Dalam menjelaskan hikmah yang agung ini,
Ibnul Qayyim berkata, “Sesungguhnya semua (musibah) yang menimpa orang-orang
yang beriman dalam (menjalankan agama) Allah senantiasa disertai dengan sikap
ridha dan ihtisab (mengharapkan pahala dari-Nya). Kalaupun
sikap ridha tidak mereka miliki maka pegangan mereka adalah sikap sabar
dan ihtisab (mengharapkan pahala dari-Nya). Ini (semua) akan
meringankan beratnya beban musibah tersebut. Karena setiap kali mereka
menyaksikan (mengingat) balasan (kebaikan) tersebut, akan terasa ringan bagi
mereka menghadapi kesusahan dan musibah tersebut. Adapun orang-orang kafir,
maka mereka tidak memiliki sikap ridha dan tidak pula ihtisab (mengharapkan
pahala dari-Nya). Kalaupun mereka bersabar (menahan diri), maka (tidak lebih)

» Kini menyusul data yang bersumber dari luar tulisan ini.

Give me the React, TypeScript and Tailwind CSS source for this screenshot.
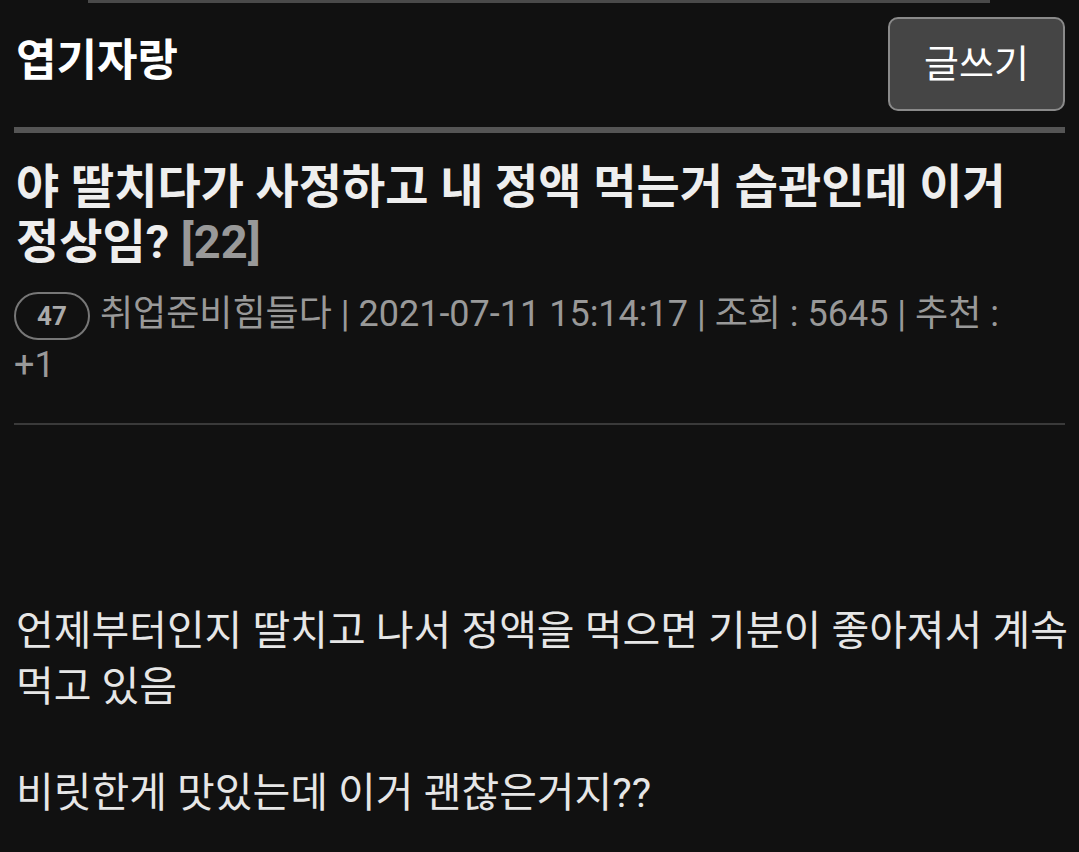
export default function App() {
  return (
    <div
      className="min-h-[852px] w-full break-keep bg-[#111111] text-[#e8e8e8]"
      style={{ fontFamily: "Roboto, 'Noto Sans CJK KR', sans-serif" }}
    >
      <div className="ml-[88px] mr-[89px] h-[3px] bg-[#4a4a4a]" />
      <div className="flex items-center justify-between pl-4 pr-[14px] pt-[14px]">
        <h1 className="-mt-[6px] text-[44px] font-bold text-white">엽기자랑</h1>
        <button className="h-[94px] w-[177px] rounded-[10px] border-2 border-[#8a8a8a] bg-[#454545] text-[38px] text-white">
          글쓰기
        </button>
      </div>
      <div className="mx-[14px] mt-[16px] h-[6px] bg-[#555555]" />
      <h2 className="mt-[26px] pl-4 pr-2 text-[47px] font-bold leading-[55px] text-[#eeeeee]">
        야 딸치다가 사정하고 내 정액 먹는거 습관인데 이거 정상임? <span className="text-[#999999]">[22]</span>
      </h2>
      <div className="mt-[20px] pl-[14px] pr-[40px] text-[36px] leading-[50px] text-[#999999]">
        <span className="mr-[10px] inline-flex h-[48px] w-[76px] items-center justify-center rounded-full border-2 border-[#777777] align-middle text-[26px] font-bold leading-none text-[#aaaaaa]">
          47
        </span>
        취업준비힘들다 | 2021-07-11 15:14:17 | 조회 : 5645 | 추천 : +1
      </div>
      <div className="mx-[14px] mt-[33px] h-[2px] bg-[#3a3a3a]" />
      <div className="pl-4 pr-2 pt-[178px] text-[41px] leading-[56px] text-[#e6e6e6]">
        <p>언제부터인지 딸치고 나서 정액을 먹으면 기분이 좋아져서 계속 먹고 있음</p>
        <p className="mt-[50px]">비릿한게 맛있는데 이거 괜찮은거지??</p>
      </div>
    </div>
  );
}
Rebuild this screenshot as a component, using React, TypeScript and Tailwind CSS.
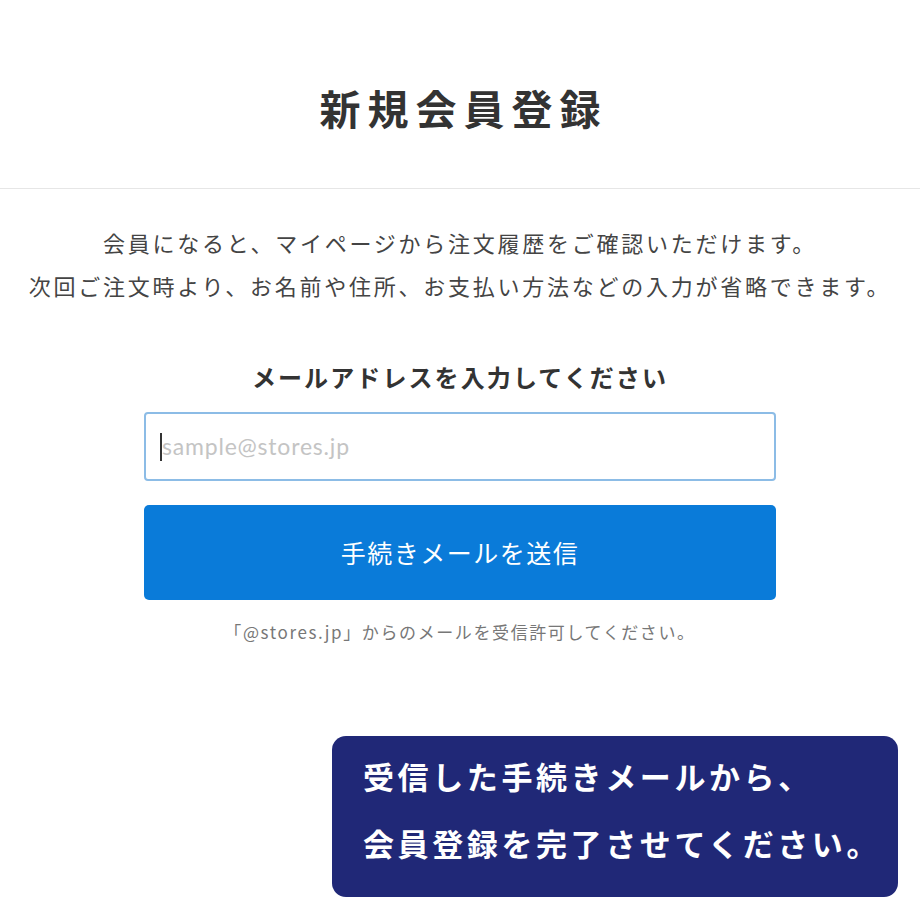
export default function App() {
  const jp = { fontFamily: '"Noto Sans CJK JP", "Noto Sans", sans-serif' };

  return (
    <div className="w-[920px] h-[920px] bg-white text-[#333]" style={jp}>
      {/* Header */}
      <header className="h-[189px] flex items-center justify-center pt-[27px] border-b border-[#e6e6e6]">
        <h1 className="text-[41px] font-bold tracking-[7px] leading-none text-[#333] pl-[7px]">
          新規会員登録
        </h1>
      </header>

      {/* Intro */}
      <div className="mt-[32px] text-center text-[22px] leading-[43px] tracking-[2.75px] text-[#444]">
        <p>会員になると、マイページから注文履歴をご確認いただけます。</p>
        <p>次回ご注文時より、お名前や住所、お支払い方法などの入力が省略できます。</p>
      </div>

      {/* Form */}
      <div className="mx-[144px] mt-[52px]">
        <p className="text-center text-[24px] font-bold leading-[36px] tracking-[2.1px] text-[#333]">
          メールアドレスを入力してください
        </p>

        <div className="mt-[17px] h-[69px] rounded-[4px] border-2 border-[#8cbce6] flex items-center px-[14px]">
          <span className="w-[2px] h-[28px] bg-[#333]" />
          <span
            className="text-[23px] text-[#c4c4c4] tracking-[0.8px]"
            style={{ fontFamily: 'Lato, "Open Sans", sans-serif' }}
          >
            sample@stores.jp
          </span>
        </div>

        <button className="mt-[24px] w-full h-[95px] rounded-[5px] bg-[#0a7bd9] text-white text-[25px] tracking-[1.5px]">
          手続きメールを送信
        </button>

        <p className="mt-[20px] text-center text-[17px] leading-[24px] tracking-[1.6px] text-[#777]">
          「@stores.jp」からのメールを受信許可してください。
        </p>
      </div>

      {/* Callout */}
      <div className="mt-[92px] flex justify-end pr-[22px]">
        <div className="w-[566px] h-[161px] rounded-[14px] bg-[#202877] pl-[31px] pt-[6px] text-white font-bold text-[31px] leading-[67px] tracking-[3.6px]">
          <p>受信した手続きメールから、</p>
          <p>会員登録を完了させてください。</p>
        </div>
      </div>
    </div>
  );
}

seperti kesabaran hewan-hewan (ketika mengalami kesusahan). Sungguh Allah telah
mengingatkan hal ini dalam firman-Nya,
“Janganlah kamu berhati lemah dalam mengejar
mereka (musuhmu). Jika kamu menderita kesakitan, maka sesungguhnya merekapun
menderita kesakitan (pula), sebagaimana kamu menderitanya, sedang kamu
mengharap dari Allah apa yang tidak mereka harapkan” (QS. An-Nisaa’:104).
Maka orang-orang mukmin maupun kafir
sama-sama menderita kesakitan, akan tetapi orang-orang mukmin teristimewakan
dengan pengharapan pahala dan kedekatan dengan Allah Subhanahu wa
ta’ala[9].”
Hikmah cobaan
Disamping sebab-sebab yang kami sebutkan
di atas, ada faktor lain yang tak kalah pentingnya dalam meringankan semua
kesusahan yang dialami seorang mukmin dalam kehidupan di dunia, yaitu dengan
dia merenungkan dan menghayati hikmah-hikmah agung yang Allah Subhanahu
wa Ta’ala jadikan dalam setiap ketentuan yang diberlakukan-Nya bagi
hamba-hamba-Nya yang beriman dan bertakwa. Karena dengan merenungkan
hikmah-hikmah tersebut dengan seksama, seorang mukmin akan mengetahui dengan
yakin bahwa semua cobaan yang menimpanya pada hakikatnya adalah justru untuk
kebaikan bagi dirinya, dalam rangka menyempurnakan keimanannya dan semakin
mendekatkan diri-Nya kepada Allah Subhanahu wa ta’ala.
Semua ini, disamping akan semakin
menguatkan kesabarannya, juga akan membuatnya selalu bersikap husnuzh
zhann (berbaik sangka) kepada Allah Subhanahu wa Ta’ala dalam
semua musibah dan cobaan yang menimpanya. Dan dengan sikap ini AllahSubhanahu
wa Ta’ala akan semakin melipatgandakan balasan kebaikan baginya,
karena Allah akan memperlakukan seorang hamba sesuai dengan persangkaan hamba
tersebut kepada-Nya, sebagaimana firman-Nya dalam sebuah hadits qudsi,
“Aku (akan memperlakukan hamba-Ku) sesuai
dengan persangkaannya kepadaku[10].”
Makna hadits ini: Allah akan
memperlakukan seorang hamba sesuai dengan persangkaan hamba tersebut
kepada-Nya, dan Dia akan berbuat pada hamba-Nya sesuai dengan harapan baik atau
buruk dari hamba tersebut, maka hendaknya hamba tersebut selalu menjadikan baik
persangkaan dan harapannya kepada Allah Subhanahu wa ta’ala[11].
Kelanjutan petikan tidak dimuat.